I noticed a dramatic decline in his mental and physical abilities between January and May when I visited. Yet I, too, was reluctant to say it was time.
My mother was completely exhausted from caring for him over the past year or so, but she soldiered on in the stoic Scandinavian tradition, helping with his every move, bending, twisting, lifting, dealing with bad days of increasing dementia and reveling in the few good days.
She, too, knew it was time to make a change.
They celebrated their 55th anniversary on June 6, going out for lunch and enjoying some rare time out of the house. But when they came home, Dad tripped in the doorway with his walker and fell, then somehow thought Mom had pushed him over, something he'd never do in his right mind.
Alzheimer's, of course, can cause a person to act in different and unpredictable ways and Mom knows that. Still, her feelings were hurt and it was an unfortunate end to what should have been a celebratory day.
That incident may have been the turning point for Mom. It's one thing dealing with physical ailments; it's quite another dealing with the ups and downs of dementia.
Turning a loved one's life over to the nursing home for good is fraught with paperwork and all kinds of other decisions. Dad had made a short test run at this nursing home two years ago when a bout of pneumonia required him to rehabilitate there, so we were somewhat acquainted with the process.
But when it's for keeps, the nursing home needs things like asset assessments and details about life estates, things that required legal assistance from an elder-law attorney.
This week, we made the decision to sign the "do not resuscitate" order, which will allow my father to die on his own and not be hooked to life support when he ultimately takes a turn for the worst. It was tough on all of us, another grim reminder of what lies ahead.
I knew when I was home in May that it would be the last time I'd spend time with Dad while he was still home on the farm. We took a slow walk around the place, stopping for him to catch his breath with his walker. As he sat in the shade of a fragrant lilac bush on a sunny day, he reminded me of things I'd long forgotten, like the spot where a cherry orchard once stood and the site where the original sod-roofed cabin was located.

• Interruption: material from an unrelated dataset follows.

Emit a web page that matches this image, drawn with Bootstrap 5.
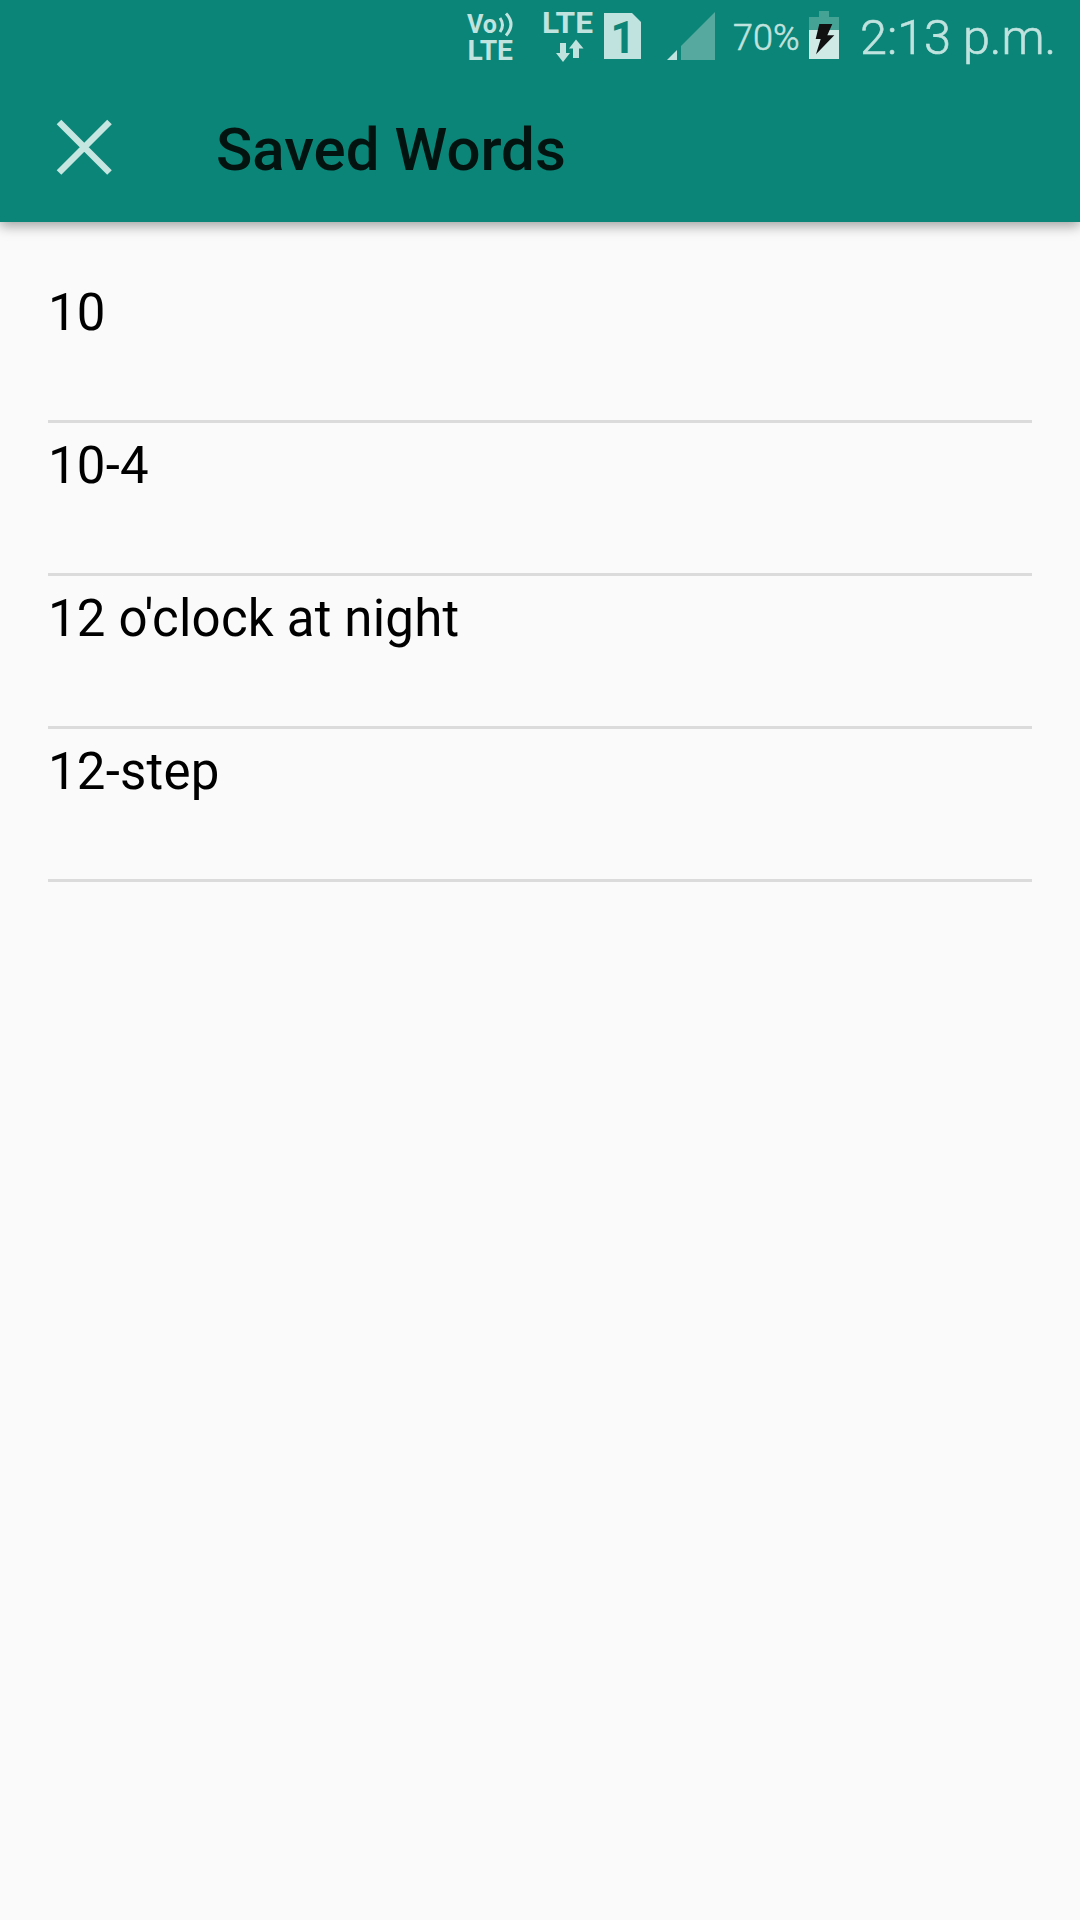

His whole life is tied up in that farm and every crevice of his being is filled with those memories.
We sang hymns together and listened to a CD of his accordion music. It wasn't too many years ago he was winning awards at accordion contests, but the neuropathy in his fingers shut down his playing. Now he plays the "air accordion," his fingers flying during a brisk polka. His mind still knows the music by heart.
So far, Dad has adjusted pretty well to the nursing-home routine. But he calls home, reminding Mom to feed the calves he thinks are still down in the barn that has stood vacant for years. And he asks if it's time to come home yet.